Data Encryption Standards and Payment Processing Security
AES-256 encryption is the industry standard for data at rest, meaning stored customer data, transaction records, and payment information should all be encrypted using this algorithm. The difference between various encryption standards matters: AES-256 is computationally infeasible to crack with current technology, whereas older standards like DES or RC4 are long obsolete. Your payment processors, hosting providers, and database systems must all support AES-256.
Payment processors like Stripe, Square, and others operating under PCI DSS requirements handle encryption of active card data, but this doesn’t eliminate your responsibility for encrypting backup data, transaction logs, and customer information stored in your systems. A limitation of encryption is that it protects stolen data from being read, but it doesn’t prevent theft or unauthorized access to encrypted files. If a hacker gains access to your backup storage and downloads an encrypted customer database, the encryption prevents them from using the data immediately, but they can attempt to crack it or hold the data ransom. This is why encryption must be paired with access controls, logging, and network segmentation—encryption is one layer of defense, not a complete solution.
The 2025-2026 Threat Landscape and Future Outlook for E-Commerce Security
The current threat environment is marked by two dominant trends: API abuse and third-party supply chain compromises. In January 2026, the Ledger breach illuminated the supply chain risk: Ledger itself maintained good security, but a third-party payment partner (Global-e) was compromised, exposing customer order data. This pattern will repeat unless e-commerce sites actively audit and enforce security requirements on vendors, payment processors, and service providers. The future requires extending security controls beyond your own infrastructure.
Looking ahead, AI-driven threats and defense will accelerate. Attackers are using machine learning to identify website vulnerabilities faster, and defenders are using AI to detect anomalous behavior in real time. This evolutionary race will intensify, making security a permanently shifting landscape.
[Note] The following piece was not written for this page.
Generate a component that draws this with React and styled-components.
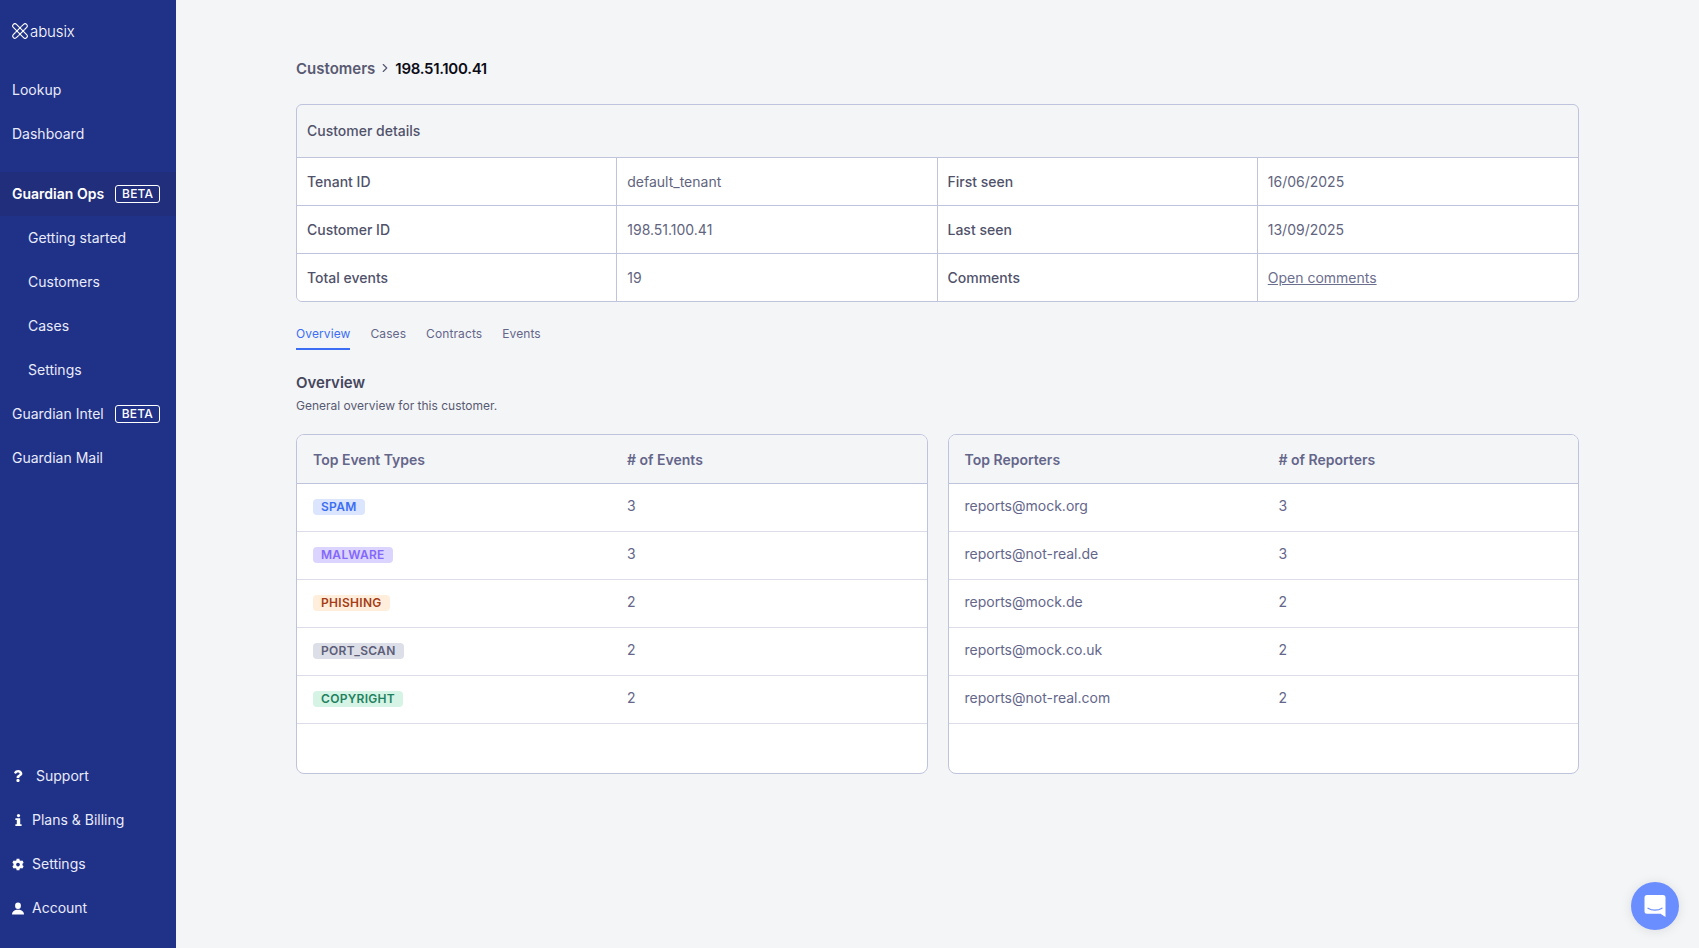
import styled, { createGlobalStyle } from "styled-components";
import { FaQuestion, FaCog } from "react-icons/fa";
import { LuChevronRight } from "react-icons/lu";

const GlobalStyle = createGlobalStyle`
  html, body {
    margin: 0;
    height: 100%;
    background: #f4f5f7;
    font-family: Inter, "Liberation Sans", sans-serif;
  }
  * { box-sizing: border-box; }
`;

const Layout = styled.div`
  display: flex;
  height: 948px;
  overflow: hidden;
`;

const Sidebar = styled.aside`
  width: 176px;
  flex-shrink: 0;
  background: #203188;
  color: #e8ebf8;
  display: flex;
  flex-direction: column;
  padding-bottom: 18px;
`;

const LogoRow = styled.div`
  display: flex;
  align-items: center;
  gap: 2px;
  height: 32px;
  margin: 15px 0 21px;
  padding-left: 12px;
`;

const LogoText = styled.span`
  font-size: 15px;
  font-weight: 300;
  letter-spacing: -0.1px;
  color: #fff;
`;

const NavItem = styled.div`
  display: flex;
  align-items: center;
  height: 44px;
  padding-bottom: 2px;
  font-size: 14px;
  padding-left: ${(props) => (props.$sub ? "28px" : "12px")};
  font-weight: ${(props) => (props.$active ? 600 : 400)};
  color: ${(props) => (props.$active ? "#fff" : "#e8ebf8")};
  background: ${(props) => (props.$active ? "#202e7c" : "transparent")};
`;

const NavGroup = styled.div`
  margin-top: ${(props) => props.$gap || 0}px;
`;

const Beta = styled.span`
  margin: 2px 0 0 11px;
  padding: 0 6px;
  height: 18px;
  line-height: 16px;
  border: 1px solid #fff;
  border-radius: 3px;
  color: #fff;
  font-size: 12px;
  font-weight: 500;
  letter-spacing: 0.2px;
`;

const BottomNav = styled.div`
  margin-top: auto;
`;

const IconSlot = styled.span`
  width: 12px;
  display: flex;
  justify-content: center;
  margin: 2px ${(props) => props.$gap}px 0 0;
  color: #fff;
  font-size: ${(props) => props.$size || 12}px;
`;

const Main = styled.main`
  flex: 1;
  padding: 0 120px;
  min-width: 0;
`;

const Breadcrumb = styled.div`
  display: flex;
  align-items: center;
  height: 24px;
  margin: 56px 0 24px;
  font-size: 15px;
  font-weight: 600;
  color: #585a72;
`;

const Current = styled.span`
  color: #0c0d17;
  font-weight: 600;
  letter-spacing: -0.3px;
`;

const Crumb = styled.span`
  display: flex;
  margin: 0 3px;
  color: #585a72;
  font-size: 14px;
`;

const DetailsCard = styled.section`
  border: 1px solid #bfc3dc;
  border-radius: 6px;
  overflow: hidden;
  font-size: 14px;
`;

const DetailsTitle = styled.div`
  height: 53px;
  padding: 0 10px 2px;
  display: flex;
  align-items: center;
  font-weight: 500;
  color: #50526a;
  border-bottom: 1px solid #bfc3dc;
`;

const DetailsRow = styled.div`
  display: grid;
  grid-template-columns: repeat(4, 1fr);
  height: 48px;
  background: #fff;
  &:not(:last-child) {
    border-bottom: 1px solid #bfc3dc;
  }
  &:last-child {
    height: 47px;
  }
`;

const DetailsCell = styled.div`
  display: flex;
  align-items: center;
  padding: 0 10px;
  font-weight: ${(props) => (props.$label ? 500 : 400)};
  color: ${(props) => (props.$label ? "#50526a" : "#62647e")};
  &:not(:last-child) {
    border-right: 1px solid #bfc3dc;
  }
`;

const CommentsLink = styled.a`
  color: #6c6e8e;
  text-decoration: underline;
`;

const Tabs = styled.nav`
  display: flex;
  gap: 20px;
  margin-top: 21px;
  height: 27px;
  font-size: 12px;
`;

const Tab = styled.span`
  height: 27px;
  padding-top: 3px;
  font-weight: 400;
  letter-spacing: 0.1px;
  color: ${(props) => (props.$active ? "#3b6ef5" : "#64668a")};
  border-bottom: ${(props) => (props.$active ? "2px solid #3b6ef5" : "none")};
`;

const SectionTitle = styled.h2`
  margin: 23px 0 0;
  font-size: 15px;
  line-height: 20px;
  font-weight: 600;
  color: #45475c;
`;

const SectionSub = styled.p`
  margin: 5px 0 0;
  font-size: 12px;
  line-height: 16px;
  color: #585a72;
`;

const CardGrid = styled.div`
  display: grid;
  grid-template-columns: 1fr 1fr;
  gap: 20px;
  margin-top: 20px;
`;

const ListCard = styled.section`
  height: 340px;
  border: 1px solid #bfc3dc;
  border-radius: 8px;
  overflow: hidden;
  background: #fff;
  font-size: 14px;
`;

const ListHeader = styled.div`
  display: grid;
  grid-template-columns: 314px 1fr;
  align-items: center;
  height: 49px;
  padding: 0 16px;
  background: #f4f5f7;
  border-bottom: 1px solid #bfc3dc;
  font-weight: 600;
  color: #64668a;
`;

const ListRow = styled.div`
  display: grid;
  grid-template-columns: 314px 1fr;
  align-items: center;
  height: 48px;
  padding: 0 16px 4px;
  border-bottom: 1px solid #dcdde8;
  color: #64668a;
`;

const Badge = styled.span`
  justify-self: start;
  height: 16px;
  margin-top: 2px;
  line-height: 16px;
  padding: 0 8px;
  border-radius: 4px;
  font-size: 12px;
  font-weight: 600;
  letter-spacing: 0.3px;
  color: ${(props) => props.$fg};
  background: ${(props) => props.$bg};
`;

const ChatButton = styled.button`
  position: fixed;
  left: 1631px;
  top: 882px;
  width: 48px;
  height: 48px;
  padding: 0;
  border: none;
  border-radius: 50%;
  background: #6a8dff;
  display: flex;
  align-items: center;
  justify-content: center;
  box-shadow: 0 1px 12px rgba(0, 0, 0, 0.1);
`;

const badgeColors = {
  SPAM: ["#3b6ef5", "#dbe5fd"],
  MALWARE: ["#8467fb", "#dbd4ff"],
  PHISHING: ["#a63d16", "#ffeedb"],
  PORT_SCAN: ["#5c5e78", "#dcdee8"],
  COPYRIGHT: ["#1f8160", "#d5f4e5"],
};

const eventTypes = [
  ["SPAM", 3],
  ["MALWARE", 3],
  ["PHISHING", 2],
  ["PORT_SCAN", 2],
  ["COPYRIGHT", 2],
];

const reporters = [
  ["reports@mock.org", 3],
  ["reports@not-real.de", 3],
  ["reports@mock.de", 2],
  ["reports@mock.co.uk", 2],
  ["reports@not-real.com", 2],
];

function LogoMark() {
  return (
    <svg width="16" height="16" viewBox="0 0 16 16" fill="none" stroke="#fff" strokeWidth="1.1">
      <rect x="-1.4" y="5.8" width="18.8" height="4.4" rx="2.2" transform="rotate(45 8 8)" />
      <path d="M9.5 3.4 L11.6 1.3 A2.2 2.2 0 0 1 14.7 4.4 L12.6 6.5 M3.4 9.5 L1.3 11.6 A2.2 2.2 0 0 0 4.4 14.7 L6.5 12.6" />
      <path d="M9.5 3.4 L3.4 9.5 M12.6 6.5 L6.5 12.6" />
    </svg>
  );
}

function InfoIcon() {
  return (
    <svg width="7" height="12" viewBox="0 0 7 12" fill="#fff">
      <circle cx="3.5" cy="1.6" r="1.6" />
      <path d="M0.4 4.2H5.2V10.2H6.6V12H0.4V10.2H1.8V6H0.4Z" />
    </svg>
  );
}

function AccountIcon() {
  return (
    <svg width="13" height="13" viewBox="0 0 12 12" fill="#fff">
      <ellipse cx="6" cy="3.2" rx="2.9" ry="3.2" />
      <path d="M0 12C0 9.2 1.6 8.4 4.2 7.2H7.8C10.4 8.4 12 9.2 12 12Z" />
    </svg>
  );
}

function App() {
  return (
    <>
      <GlobalStyle />
      <Layout>
        <Sidebar>
          <LogoRow>
            <LogoMark />
            <LogoText>abusix</LogoText>
          </LogoRow>
          <NavItem>Lookup</NavItem>
          <NavItem>Dashboard</NavItem>
          <NavGroup $gap={16}>
            <NavItem $active>
              Guardian Ops<Beta>BETA</Beta>
            </NavItem>
            <NavItem $sub>Getting started</NavItem>
            <NavItem $sub>Customers</NavItem>
            <NavItem $sub>Cases</NavItem>
            <NavItem $sub>Settings</NavItem>
            <NavItem>
              Guardian Intel<Beta>BETA</Beta>
            </NavItem>
            <NavItem>Guardian Mail</NavItem>
          </NavGroup>
          <BottomNav>
            <NavItem>
              <IconSlot $gap={12}><FaQuestion /></IconSlot>Support
            </NavItem>
            <NavItem>
              <IconSlot $gap={8}><InfoIcon /></IconSlot>Plans &amp; Billing
            </NavItem>
            <NavItem>
              <IconSlot $gap={8} $size={13}><FaCog /></IconSlot>Settings
            </NavItem>
            <NavItem>
              <IconSlot $gap={8}><AccountIcon /></IconSlot>Account
            </NavItem>
          </BottomNav>
        </Sidebar>
        <Main>
          <Breadcrumb>
            Customers
            <Crumb><LuChevronRight /></Crumb>
            <Current>198.51.100.41</Current>
          </Breadcrumb>
          <DetailsCard>
            <DetailsTitle>Customer details</DetailsTitle>
            <DetailsRow>
              <DetailsCell $label>Tenant ID</DetailsCell>
              <DetailsCell>default_tenant</DetailsCell>
              <DetailsCell $label>First seen</DetailsCell>
              <DetailsCell>16/06/2025</DetailsCell>
            </DetailsRow>
            <DetailsRow>
              <DetailsCell $label>Customer ID</DetailsCell>
              <DetailsCell>198.51.100.41</DetailsCell>
              <DetailsCell $label>Last seen</DetailsCell>
              <DetailsCell>13/09/2025</DetailsCell>
            </DetailsRow>
            <DetailsRow>
              <DetailsCell $label>Total events</DetailsCell>
              <DetailsCell>19</DetailsCell>
              <DetailsCell $label>Comments</DetailsCell>
              <DetailsCell>
                <CommentsLink>Open comments</CommentsLink>
              </DetailsCell>
            </DetailsRow>
          </DetailsCard>
          <Tabs>
            <Tab $active>Overview</Tab>
            <Tab>Cases</Tab>
            <Tab>Contracts</Tab>
            <Tab>Events</Tab>
          </Tabs>
          <SectionTitle>Overview</SectionTitle>
          <SectionSub>General overview for this customer.</SectionSub>
          <CardGrid>
            <ListCard>
              <ListHeader>
                <span>Top Event Types</span>
                <span># of Events</span>
              </ListHeader>
              {eventTypes.map(([name, count]) => (
                <ListRow key={name}>
                  <Badge $fg={badgeColors[name][0]} $bg={badgeColors[name][1]}>
                    {name}
                  </Badge>
                  <span>{count}</span>
                </ListRow>
              ))}
            </ListCard>
            <ListCard>
              <ListHeader>
                <span>Top Reporters</span>
                <span># of Reporters</span>
              </ListHeader>
              {reporters.map(([email, count]) => (
                <ListRow key={email}>
                  <span>{email}</span>
                  <span>{count}</span>
                </ListRow>
              ))}
            </ListCard>
          </CardGrid>
        </Main>
      </Layout>
      <ChatButton aria-label="Open chat">
        <svg width="22" height="24" viewBox="0 0 22 24">
          <path d="M3 1h16a2.5 2.5 0 0 1 2.5 2.5V23l-5-3.2H3A2.5 2.5 0 0 1 .5 17.3V3.5A2.5 2.5 0 0 1 3 1Z" fill="#fff" />
          <path d="M4 14.2c4 2.6 10 2.6 14 0" fill="none" stroke="#6a8dff" strokeWidth="1.2" strokeLinecap="round" />
        </svg>
      </ChatButton>
    </>
  );
}

export default App;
E-commerce leaders should expect that today’s security measures will be outdated within 18 months. The sites that thrive will be those that treat security not as a one-time compliance checkbox, but as a continuous practice requiring ongoing investment, monitoring, and adaptation.
Conclusion
The best security practices for e-commerce sites center on encryption, authentication, fraud detection, Web Application Firewalls, and regulatory compliance. These aren’t optional enhancements—they’re foundational requirements. In 2025, the average breach cost $10.22 million, and the regulatory mandate for MFA has shifted security from “nice to have” to “legally required.” Every e-commerce site, regardless of size, must implement HTTPS on all pages, enforce MFA on sensitive operations, deploy fraud detection systems, and maintain PCI DSS compliance. The path forward requires treating security as an integrated system, not isolated components.
A site with perfect encryption but weak authentication is still vulnerable. A site with MFA but no WAF can be compromised through application-level attacks. The sites that suffer the fewest breaches and face the lowest remediation costs are those that implement layered defenses, monitor continuously, and stay current with regulatory changes. For any e-commerce business, security investment today is far cheaper than breach response tomorrow.